Il Sole 24 Ore, 2 settembre 2016
A Wall Street si respira una calma incomprensibile
Con quella di ieri sono 39 le sedute consecutive di mercato durante le quali l’indice S&P 500 di New York ha registrato una variazione, al rialzo o al ribasso, inferiore all’1 per cento. Certo, la calma pressoché piatta che si protrae ormai dallo scorso 9 luglio non viene percepita fino in fondo in un’Europa agitata invece dagli alti e bassi delle banche, se però si guarda all’azionario Usa di situazioni simili se ne sono sperimentate ben poche. Sono appena due negli ultimi 20 anni: nell’estate del 2014 e nel corso del 2007, prima che la crisi dei mutui subprime scuotesse a lungo i listini.
Risalire all’origine di questa calma, confermata in prospettiva anche da un indice Vix che nonostante l’avanzata di ieri resta su livelli storicamente ridotti, non è difficile se si considera l’enorme massa di liquidità con la quale le Banche centrali hanno inondato negli ultimi tempi i listini.Stupisce, semmai, come a Wall Street si riesca a mantenere i nervi così saldi in una fase di elevata incertezza (per non dire confusione) attorno alle decisioni future della Federal Reserve.
Anche qui però c’è chi, come Jim Reid di Deutsche Bank, fa notare come le mosse espansive della Banca centrale europea, di quella del Giappone e di quella d’Inghilterra sarebbero largamente in grado di neutralizzare dal punto di vista della liquidità l’impatto di un rialzo ai tassi Usa ora o più probabilmente a dicembre. In altre parole, gli operatori avrebbero già inglobato nei prezzi una simile «stretta», che poi così scontata non è.Proprio oggi la soglia della tranquillità che l’S&P non oltrepassa da quasi due mesi affronterà un test particolarmente significativo con la pubblicazione dei dati sul mercato del lavoro statunitense in agosto. L’indicatore che per tradizione viene diffuso ogni primo venerdì del mese potrebbe essere l’ultimo tassello rilevante da qui al 21 settembre per le scelte di una Fed che per sua stessa ammissione resta data-dependent, cioè legata al tenore delle notizie economiche in arrivo.

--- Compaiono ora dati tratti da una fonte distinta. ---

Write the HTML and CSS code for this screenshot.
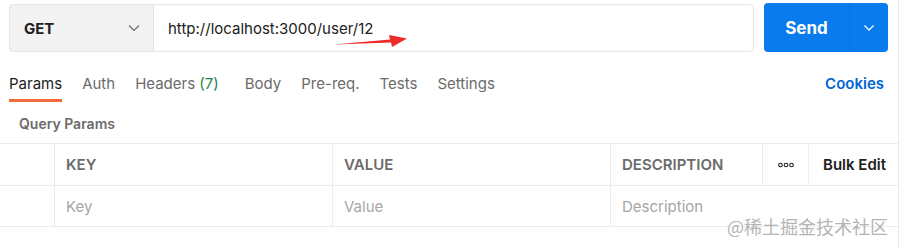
FILE: index.html
```html
<!DOCTYPE html>
<html lang="en">
<head>
  <meta charset="UTF-8">
  <title>Request</title>
  <link rel="stylesheet" href="styles.css">
</head>
<body>
  <div class="app">
    <div class="request-bar">
      <div class="method">
        <span>GET</span>
        <svg class="chevron" width="12" height="8" viewBox="0 0 12 8"><path d="M1 1.5l5 5 5-5" fill="none" stroke="#6b6b6b" stroke-width="1.2"/></svg>
      </div>
      <div class="url">
        <span>http://localhost:3000/user/12</span>
        <svg class="arrow" width="76" height="16" viewBox="0 0 76 16"><path d="M0 10.5 L56 5.5 L55 1 L73 4.5 L58 13 L57 8.5 Z" fill="#ee2a2a"/></svg>
      </div>
      <div class="send">
        <span class="send-label">Send</span>
        <span class="send-more">
          <svg width="12" height="8" viewBox="0 0 12 8"><path d="M1.5 1.5l4.5 4.5 4.5-4.5" fill="none" stroke="#fff" stroke-width="1.3"/></svg>
        </span>
      </div>
    </div>

    <div class="tabs">
      <div class="tab active">Params</div>
      <div class="tab">Auth</div>
      <div class="tab headers">Headers <span class="count">(7)</span></div>
      <div class="tab">Body</div>
      <div class="tab">Pre-req.</div>
      <div class="tab">Tests</div>
      <div class="tab">Settings</div>
      <div class="cookies">Cookies</div>
    </div>

    <div class="section-title">Query Params</div>

    <div class="params">
      <div class="row head">
        <div class="cell check"></div>
        <div class="cell key">KEY</div>
        <div class="cell value">VALUE</div>
        <div class="cell desc">DESCRIPTION</div>
        <div class="cell more">
          <svg width="16" height="6" viewBox="0 0 16 6"><g fill="none" stroke="#212121" stroke-width="1.1"><circle cx="2.5" cy="3" r="1.8"/><circle cx="8" cy="3" r="1.8"/><circle cx="13.5" cy="3" r="1.8"/></g></svg>
        </div>
        <div class="cell bulk">Bulk Edit</div>
      </div>
      <div class="row">
        <div class="cell check"></div>
        <div class="cell key placeholder">Key</div>
        <div class="cell value placeholder">Value</div>
        <div class="cell desc-wide placeholder">Description</div>
      </div>
    </div>

    <div class="watermark">@稀土掘金技术社区</div>
  </div>
</body>
</html>
```

FILE: styles.css
```css
body {
  margin: 0;
  background: #fff;
  font-family: Inter, 'Noto Sans', sans-serif;
  color: #212121;
}
.app {
  position: relative;
  width: 898px;
  height: 249px;
  border-right: 1px solid #e8e8e8;
  overflow: hidden;
}
.request-bar {
  display: flex;
  padding: 4px 0 0 9px;
  height: 48px;
}
.method {
  width: 144px;
  box-sizing: border-box;
  display: flex;
  align-items: center;
  justify-content: space-between;
  padding: 0 13px 0 14px;
  background: #f2f2f2;
  border: 1px solid #e6e6e6;
  border-right: none;
  border-radius: 4px 0 0 4px;
  font-size: 15px;
  font-weight: 700;
}
.url {
  position: relative;
  width: 601px;
  box-sizing: border-box;
  display: flex;
  align-items: center;
  padding-left: 14px;
  border: 1px solid #e6e6e6;
  border-radius: 0 4px 4px 0;
  font-size: 15px;
  color: #212121;
}
.arrow {
  position: absolute;
  left: 180px;
  top: 29px;
}
.send {
  display: flex;
  margin-left: 10px;
  width: 124px;
  margin-top: -1px;
  height: 49px;
  background: #097bed;
  border-radius: 4px;
  color: #fff;
}
.send-label {
  width: 85px;
  display: flex;
  align-items: center;
  justify-content: center;
  font-size: 17px;
  font-weight: 700;
  border-right: 1px solid #0a6fd6;
}
.send-more {
  flex: 1;
  display: flex;
  align-items: center;
  justify-content: center;
}
.tabs {
  display: flex;
  align-items: stretch;
  margin-top: 13px;
  padding: 0 14px 0 9px;
  height: 37px;
  font-size: 15px;
}
.tab {
  margin-right: 20px;
  color: #6b6b6b;
  padding-top: 9px;
  box-sizing: border-box;
  border-bottom: 3px solid transparent;
}
.tab.active {
  color: #212121;
  border-bottom-color: #f26b3a;
}
.tab.headers {
  margin-right: 26px;
}
.count {
  color: #1e8551;
}
.cookies {
  margin-left: auto;
  padding-top: 9px;
  color: #0265d2;
  font-weight: 600;
}
.section-title {
  padding: 13px 0 0 19px;
  height: 28px;
  font-size: 14px;
  font-weight: 600;
  color: #6b6b6b;
}
.params {
  border-top: 1px solid #ececec;
}
.row {
  display: flex;
  height: 41px;
  border-bottom: 1px solid #ececec;
}
.row + .row {
  height: 40px;
}
.cell {
  box-sizing: border-box;
  display: flex;
  align-items: center;
  padding-left: 11px;
  font-size: 15px;
  border-right: 1px solid #ececec;
}
.head .cell {
  font-weight: 600;
  color: #6b6b6b;
}
.check {
  width: 55px;
}
.key,
.value {
  width: 278px;
}
.desc {
  width: 152px;
}
.desc-wide {
  flex: 1;
  border-right: none;
}
.more {
  width: 46px;
  justify-content: center;
  padding-left: 0;
}
.head .bulk {
  flex: 1;
  border-right: none;
  padding-left: 14px;
  color: #212121;
}
.placeholder {
  color: #a6a6a6;
  font-weight: 400;
}
.watermark {
  position: absolute;
  left: 727px;
  top: 213px;
  font-family: 'Noto Sans CJK SC', sans-serif;
  font-size: 18px;
  color: #b4b4b4;
}
```
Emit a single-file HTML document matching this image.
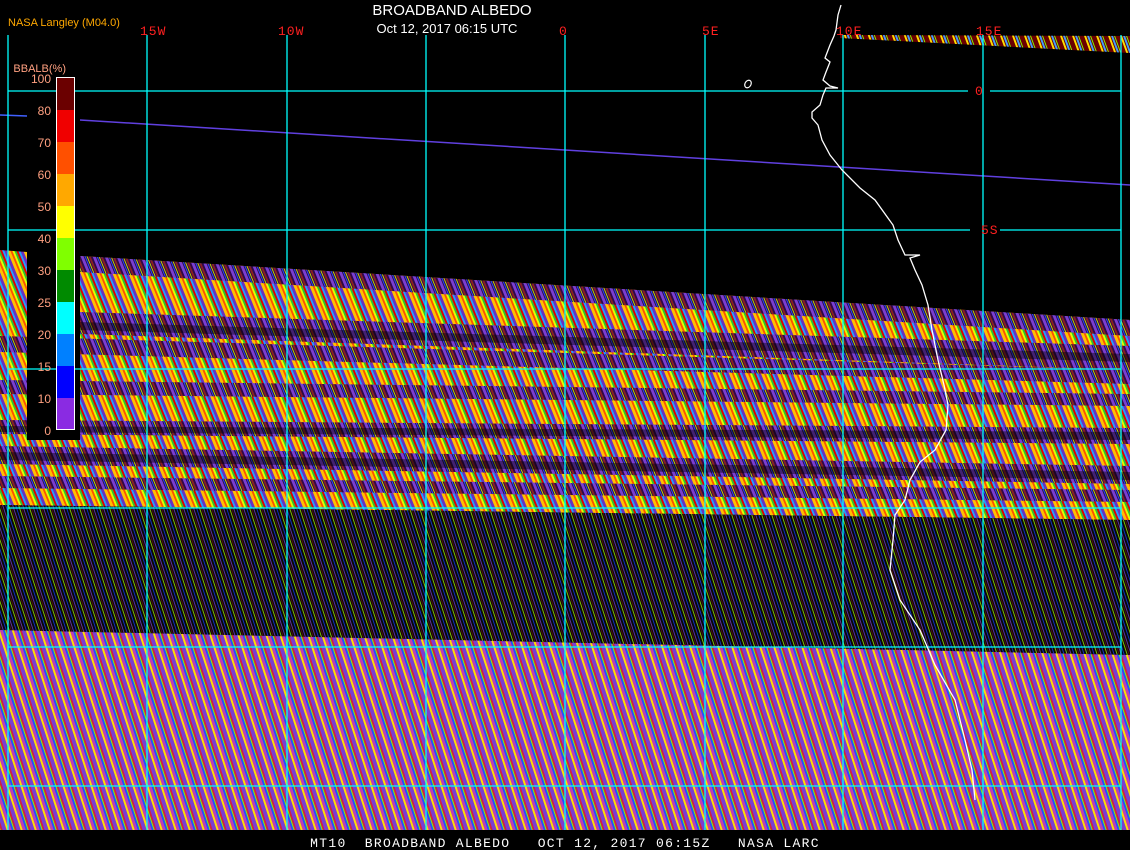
<!DOCTYPE html>
<html><head><style>
body{margin:0;background:#000;width:1130px;height:850px;overflow:hidden;font-family:"Liberation Sans",sans-serif}
</style></head><body>
<svg width="1130" height="850" xmlns="http://www.w3.org/2000/svg" style="position:absolute;left:0;top:0">
<defs>
<pattern id="pb" width="14" height="14" patternUnits="userSpaceOnUse" patternTransform="skewX(18)">
<rect width="14" height="14" fill="#7a3fd0"/>
<rect x="3" width="2" height="14" fill="#ffe000"/>
<rect x="5" width="3" height="14" fill="#c040b0"/>
<rect x="8" width="2" height="14" fill="#2050ff"/>
<rect x="10" width="1" height="14" fill="#80ff00"/>
<rect x="11" width="2" height="14" fill="#d02040"/>
</pattern>
<pattern id="pd" width="10" height="10" patternUnits="userSpaceOnUse" patternTransform="skewX(18)">
<rect width="10" height="10" fill="#080808"/>
<rect x="1" width="1" height="10" fill="#1030c0"/>
<rect x="4" width="1" height="10" fill="#80c000"/>
<rect x="6" width="1" height="10" fill="#501010"/>
<rect x="8" width="1" height="10" fill="#6030a0"/>
</pattern>
<pattern id="py" width="16" height="16" patternUnits="userSpaceOnUse" patternTransform="skewX(22)">
<rect width="16" height="16" fill="#6a30c0"/>
<rect x="2" width="3" height="16" fill="#ffc000"/>
<rect x="5" width="2" height="16" fill="#ff5000"/>
<rect x="7" width="2" height="16" fill="#e0ff00"/>
<rect x="9" width="2" height="16" fill="#30c030"/>
<rect x="11" width="2" height="16" fill="#e00000"/>
<rect x="13" width="2" height="16" fill="#20a0ff"/>
</pattern>
<pattern id="pm" width="12" height="12" patternUnits="userSpaceOnUse" patternTransform="skewX(22)">
<rect width="12" height="12" fill="#300848"/>
<rect x="1" width="3" height="12" fill="#7a3fd0"/>
<rect x="5" width="1" height="12" fill="#2050ff"/>
<rect x="7" width="1" height="12" fill="#c0e000"/>
<rect x="9" width="2" height="12" fill="#8a2020"/>
</pattern>
<pattern id="pr" width="12" height="12" patternUnits="userSpaceOnUse" patternTransform="skewX(20)">
<rect width="12" height="12" fill="#6a0000"/>
<rect x="3" width="2" height="12" fill="#ffe000"/>
<rect x="6" width="2" height="12" fill="#40a0ff"/>
<rect x="9" width="1" height="12" fill="#80ff00"/>
</pattern>
</defs>
<polygon points="0,250 27,252 27,440 80,440 80,256 1130,320 1130,520 0,505" fill="url(#py)"/>
<g fill="url(#pm)">
<polygon points="80,256 1130,320 1130,336 80,272"/>
<polygon points="80,312 1130,346 1130,370 80,334"/>
<polygon points="0,336 1130,370 1130,384 0,352"/>
<polygon points="0,380 1130,394 1130,406 0,394"/>
<polygon points="0,420 1130,428 1130,444 0,434"/>
<polygon points="0,446 1130,466 1130,484 0,464"/>
<polygon points="0,476 1130,490 1130,502 0,488"/>
</g>
<g fill="#000" opacity="0.45">
<polygon points="80,322 1130,354 1130,362 80,330"/>
<polygon points="0,426 1130,432 1130,440 0,432"/>
<polygon points="0,452 1130,472 1130,480 0,460"/>
</g>
<rect x="27" y="250" width="53" height="190" fill="#000"/>
<polygon points="0,505 1130,520 1130,655 0,630" fill="url(#pd)"/>
<polygon points="0,630 1130,655 1130,830 0,830" fill="url(#pb)"/>
<polygon points="840,35 1130,36 1130,53 840,38" fill="url(#pr)"/>
<polyline points="0,115 27,116" stroke="#4060ff" stroke-width="1.5"/>
<polyline points="80,120 1130,185" stroke="#6040e0" stroke-width="1.5"/>
<g stroke="#00ffff" stroke-width="1.3">
<line x1="8" y1="35" x2="8" y2="830"/><line x1="147" y1="35" x2="147" y2="830"/>
<line x1="287" y1="35" x2="287" y2="830"/><line x1="426" y1="35" x2="426" y2="830"/>
<line x1="565" y1="35" x2="565" y2="830"/><line x1="705" y1="35" x2="705" y2="830"/>
<line x1="843" y1="35" x2="843" y2="830"/><line x1="983" y1="35" x2="983" y2="830"/>
<line x1="1121" y1="35" x2="1121" y2="830"/>
<line x1="8" y1="91" x2="968" y2="91"/><line x1="990" y1="91" x2="1121" y2="91"/>
<line x1="8" y1="230" x2="970" y2="230"/><line x1="1000" y1="230" x2="1121" y2="230"/>
<line x1="8" y1="369" x2="1121" y2="369"/><line x1="8" y1="508" x2="1121" y2="508"/>
<line x1="8" y1="647" x2="1121" y2="647"/><line x1="8" y1="786" x2="1121" y2="786"/>
</g>
<polyline fill="none" stroke="#fff" stroke-width="1.3" points="841,5 838,15 836,30 834,36 830,45 825,58 830,62 826,72 823,80 830,86 838,88 826,88 823,95 820,105 812,112 812,118 818,125 822,140 830,155 842,170 860,188 875,200 893,225 898,240 905,255 920,255 910,258 915,270 922,285 928,305 932,330 938,360 944,385 948,405 946,430 935,450 920,462 910,480 905,500 895,515 893,540 890,570 900,600 920,630 935,665 955,700 965,740 972,770 975,800"/>
<ellipse cx="748" cy="84" rx="3" ry="4" fill="none" stroke="#fff" stroke-width="1.2" transform="rotate(30 748 84)"/>
<rect x="56" y="77" width="19" height="353" fill="#fff"/>
<g>
<rect x="57" y="78" width="17" height="32" fill="#6b0000"/>
<rect x="57" y="110" width="17" height="32" fill="#f00000"/>
<rect x="57" y="142" width="17" height="32" fill="#ff5000"/>
<rect x="57" y="174" width="17" height="32" fill="#ffa800"/>
<rect x="57" y="206" width="17" height="32" fill="#ffff00"/>
<rect x="57" y="238" width="17" height="32" fill="#80ff00"/>
<rect x="57" y="270" width="17" height="32" fill="#008a00"/>
<rect x="57" y="302" width="17" height="32" fill="#00ffff"/>
<rect x="57" y="334" width="17" height="32" fill="#0080ff"/>
<rect x="57" y="366" width="17" height="32" fill="#0000ff"/>
<rect x="57" y="398" width="17" height="31" fill="#8a2be2"/>
</g>
<g fill="#ffa080" font-family="Liberation Sans, sans-serif" font-size="12" text-anchor="end">
<text x="51" y="83">100</text><text x="51" y="115">80</text><text x="51" y="147">70</text>
<text x="51" y="179">60</text><text x="51" y="211">50</text><text x="51" y="243">40</text>
<text x="51" y="275">30</text><text x="51" y="307">25</text><text x="51" y="339">20</text>
<text x="51" y="371">15</text><text x="51" y="403">10</text><text x="51" y="435">0</text>
<text x="66" y="72" font-size="11" text-anchor="end">BBALB(%)</text>
</g>
<g fill="#ff2020" font-family="Liberation Mono, monospace" font-size="13" letter-spacing="1">
<text x="140" y="35">15W</text><text x="278" y="35">10W</text><text x="559" y="35">0</text>
<text x="702" y="35">5E</text><text x="836" y="35">10E</text><text x="976" y="35">15E</text>
<text x="975" y="95">0</text><text x="981" y="234">5S</text>
</g>
<text x="8" y="26" fill="#ffa800" font-size="11">NASA Langley (M04.0)</text>
<text x="452" y="15" fill="#fff" font-size="15" text-anchor="middle">BROADBAND ALBEDO</text>
<text x="447" y="33" fill="#fff" font-size="13" text-anchor="middle">Oct 12, 2017 06:15 UTC</text>
<rect x="0" y="831" width="1130" height="19" fill="#000"/>
<text x="565" y="847" fill="#fff" font-family="Liberation Mono, monospace" font-size="13" letter-spacing="1.3" text-anchor="middle" xml:space="preserve">MT10  BROADBAND ALBEDO   OCT 12, 2017 06:15Z   NASA LARC</text>
</svg>
</body></html>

Che la più importante banca centrale del mondo si riduca a prendere decisioni sulla base di un solo dato può in effetti apparire un controsenso, ma la cronica divisione mostrata negli ultimi tempi dai singoli banchieri che compongono il suo board finisce per accrescere inevitabilmente l’importanza dei non farm payrolls, quantomeno nell’orientare le attese dei mercati. Una riprova di quanto gli investitori siano in effetti anche un po’ nervosi la si è avuta ieri, quando il deludente dato sulla fiducia nel settore manifatturiero in agosto (unito a quello non certo brillante sulle spese per costruzioni rimaste al palo in luglio) ha costretto a ricalibrare le aspettative sul futuro dei tassi Usa. Da qui il ridimensionamento in pochi minuti del dollaro e dei rendimenti dei titoli di Stato, addirittura simile nella misura (non nella direzione) alla reazione che ha seguito il discorso di Janet Yellen a Jackson Hole una settimana fa.
Il fatto che in serata l’ampiezza dei movimenti si sia di nuovo in parte ridimensionata (soprattutto in Borsa) ci riporta al punto di partenza e a quella calma artificiale dettata dalle Banche centrali. Statisticamente un periodo così prolungato senza oscillazioni superiori all’1% si è quasi sempre concluso con un forte ribasso dell’S&P 500, che si è però mediamente ripreso nelle settimane successive. Forse anche per questo gli investitori non sembrano lasciarsi condizionare più di tanto.